“Wastage” of humans / Comrade Mauser / “Victim of History”

"Wastage" of humans / Comrade Mauser / "Victim of History"

About

Collection
Heiner Müller
Featuring
Heiner Müller
Duration
00:45:09
Date
8 Jul 1991
Broadcast
News & Stories

Description

In this conversation, taking place shortly after the German reunification, Alexander Kluge and Heiner Müller discuss historical developments from the perspective of playwright Heiner Müller's view on subjectivity. Among other things, they talk about the theoretical work of political philosopher Carl Schmitt, Russian literature, Müller's play "Mauser" and an artwork by Anselm Kiefer.

1989, Heiner Müller put "Hamlet" on stage at the Berliner Ensemble. He was fascinated by the parallels between the play and contemporary real-life events. Müller describes this phenomenon as " the intrusion of the time into the play", in reference to Carl Schmitt, who wrote a book on Hamlet. According to Schmitt, Shakespeare's Hamlet is only a tragedy because of the astonishing analogies between the play and contemporary historical events. The following conversation also revolves around Carl Schmitt's theory. Müller has studied his late text "Theory of the partisan" (1963) particularly closely. In regard to the French Revolution, Schmitt develops the idea that the necessity of a total image of the enemy emerged only with the concept of a peoples' war: the difference between civilians and military disappears, the entire nation is militarized. Vilém Flusser's quote that the French Revolution can be understood only with the Bolshevik revolution in mind, leads Kluge and Müller to talk about the Russian Revolution. Unlike the revolution in February 1917 and Kerenski's interim government, which Kluge describes as democratically organized war, Lenin had an attitude towards the war ("Socialism or Barbarism") that, before the backdrop of the experience of World War I massacres ("Protest against the slaughter of Verdun"), helped him win over the masses.

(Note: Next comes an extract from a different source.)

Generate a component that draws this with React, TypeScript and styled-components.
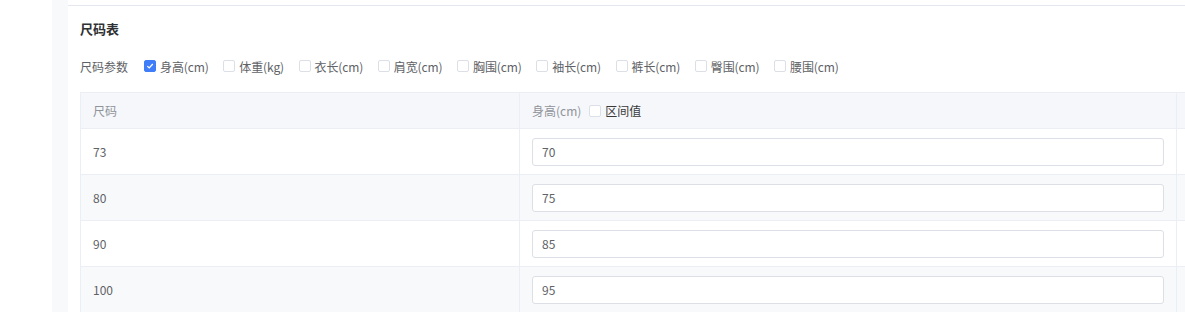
import React from "react";
import styled, { createGlobalStyle } from "styled-components";

const GlobalStyle = createGlobalStyle`
  html, body {
    margin: 0;
    padding: 0;
    background: #ffffff;
    font-family: "Microsoft YaHei", "Noto Sans CJK SC", "Noto Sans", sans-serif;
    -webkit-font-smoothing: antialiased;
  }
`;

const Page = styled.div`
  display: flex;
  width: 1185px;
  height: 312px;
  overflow: hidden;
  background: #ffffff;
`;

const Gutter = styled.div`
  width: 52px;
  flex: none;
  background: #ffffff;
`;

const Strip = styled.div`
  width: 16px;
  flex: none;
  background: #f8f9fb;
`;

const Main = styled.div`
  flex: 1;
  min-width: 0;
  margin-top: 5px;
  border-top: 1px solid #e4e7ed;
  padding: 13px 0 0 12px;
  overflow: hidden;
`;

const Title = styled.div`
  font-size: 13px;
  line-height: 20px;
  font-weight: 700;
  color: #303133;
`;

const ParamRow = styled.div`
  display: flex;
  align-items: center;
  height: 20px;
  margin-top: 17px;
  margin-bottom: 16px;
  white-space: nowrap;
`;

const ParamLabel = styled.span`
  font-size: 12px;
  color: #606266;
  margin-right: 16px;
`;

const CheckItem = styled.label<{ $dark?: boolean; $gap?: number }>`
  display: inline-flex;
  align-items: center;
  gap: 4px;
  margin-right: ${(p) => (p.$gap ?? 14.5)}px;
  font-size: 12px;
  letter-spacing: -0.1px;
  color: ${(p) => (p.$dark ? "#3a3a3a" : "#606266")};
`;

const Box = styled.span<{ $checked?: boolean }>`
  width: 12px;
  height: 12px;
  box-sizing: border-box;
  border-radius: 2px;
  border: 1px solid ${(p) => (p.$checked ? "#3f7ef8" : "#dcdfe6")};
  background: ${(p) => (p.$checked ? "#3f7ef8" : "#ffffff")};
  display: inline-flex;
  align-items: center;
  justify-content: center;
  flex: none;
`;

const Table = styled.table`
  border-collapse: collapse;
  table-layout: fixed;
  width: 1400px;
  border-top: 1px solid #ebeef5;
  border-left: 1px solid #ebeef5;
`;

const HeadCell = styled.th`
  height: 36px;
  padding: 0 12px;
  box-sizing: border-box;
  background: #f5f7fa;
  border-right: 1px solid #ebeef5;
  border-bottom: 1px solid #ebeef5;
  text-align: left;
  font-weight: 400;
  font-size: 12px;
  color: #909399;
  white-space: nowrap;
`;

const HeadInner = styled.div`
  display: flex;
  align-items: center;
  gap: 8px;
`;

const Row = styled.tr<{ $striped: boolean }>`
  background: ${(p) => (p.$striped ? "#f8f9fb" : "#ffffff")};
`;

const Cell = styled.td`
  height: 46px;
  padding: 0 12px;
  box-sizing: border-box;
  border-right: 1px solid #ebeef5;
  border-bottom: 1px solid #ebeef5;
  font-size: 12px;
  color: #606266;
`;

const Input = styled.input`
  display: block;
  width: 100%;
  height: 28px;
  box-sizing: border-box;
  border: 1px solid #dcdfe6;
  border-radius: 3px;
  background: #ffffff;
  padding: 0 9px;
  font-family: inherit;
  font-size: 12px;
  color: #606266;
  outline: none;
`;

const Check = () => (
  <svg width="8" height="8" viewBox="0 0 8 8">
    <path d="M1.3 4.1 L3.2 5.9 L6.8 2" fill="none" stroke="#fff" strokeWidth="1.3" />
  </svg>
);

const params = [
  { name: "身高(cm)", checked: true },
  { name: "体重(kg)" },
  { name: "衣长(cm)" },
  { name: "肩宽(cm)" },
  { name: "胸围(cm)" },
  { name: "袖长(cm)" },
  { name: "裤长(cm)" },
  { name: "臀围(cm)" },
  { name: "腰围(cm)" },
];

const rows = [
  { size: "73", height: "70" },
  { size: "80", height: "75" },
  { size: "90", height: "85" },
  { size: "100", height: "95" },
];

export default function App() {
  return (
    <>
      <GlobalStyle />
      <Page>
        <Gutter />
        <Strip />
        <Main>
          <Title>尺码表</Title>
          <ParamRow>
            <ParamLabel>尺码参数</ParamLabel>
            {params.map((p) => (
              <CheckItem key={p.name}>
                <Box $checked={p.checked}>{p.checked && <Check />}</Box>
                {p.name}
              </CheckItem>
            ))}
          </ParamRow>
          <Table>
            <colgroup>
              <col style={{ width: 439 }} />
              <col style={{ width: 657 }} />
              <col />
            </colgroup>
            <thead>
              <tr>
                <HeadCell>尺码</HeadCell>
                <HeadCell>
                  <HeadInner>
                    身高(cm)
                    <CheckItem $dark $gap={0}>
                      <Box />
                      区间值
                    </CheckItem>
                  </HeadInner>
                </HeadCell>
                <HeadCell />
              </tr>
            </thead>
            <tbody>
              {rows.map((r, i) => (
                <Row key={r.size} $striped={i % 2 === 1}>
                  <Cell>{r.size}</Cell>
                  <Cell>
                    <Input defaultValue={r.height} />
                  </Cell>
                  <Cell />
                </Row>
              ))}
            </tbody>
          </Table>
        </Main>
      </Page>
    </>
  );
}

Could things in Russia have happened differently? Kluge and Müller discuss the influence of the West on Russia (philosopher of history Arnold Joseph Toynbee described "Marxism as a vehicle of early capitalism in Russia") and wonder whether Russia's development under Lenin, whom Schmitt calls the "academic Pugatchev", corresponds to "the Russian people's instinct for endless suffering" (Guido Ceronetti).

Lenin, "the eternal emigrant", who knew little about Russia, couldn't even imagine that things in Russia might go differently, according to Müller. He didn't realize "the potential of slowing down".

Can there be resources for any possible number of people? For Müller, World War I caused a shift in meaning in regard to the difference between life and death, that had an effect on our individual behavior: When life becomes militant, impossible, obscene, death loses its obscenity.

In regard to the intolerability and the boredom of modern life, that renders "all life forms militant", Müller talks about "empty time", which for him is when reality prevents him from pursuing his actual passions and interests: "I will have to do things that I'm not really interested in doing. That's how life time is wasted that I'd rather spend doing something else."

In regard to young men and women who have given their lives for the Russian Revolution, Kluge and Müller talk about the "wastage of humans", the wastage of people for a goal that was never reached and only exists as a concept anymore.

Müller's play "Mauser" (1970) also deals with the wastage of a person for duty: a man is ordered to perform executions, until he starts to enjoy it and loses his humanity, because it is the only way to make it bearable.

Anselm Kiefer's artwork "Lead airplanes" also gives expression to this increasing abstraction, the mechanization of killing.

Finally, Kluge and Müller talk about the reunification. Müller suggests that it is his job as a writer to upset, to confuse, to disturb the common sense. In his speech as Kleist prize winner 1990, he criticized the idea of order, the hurry and the colonial nature of the German reunification, even though it was exactly the arising chaos that had the potential to allow for the East to influence the West in return.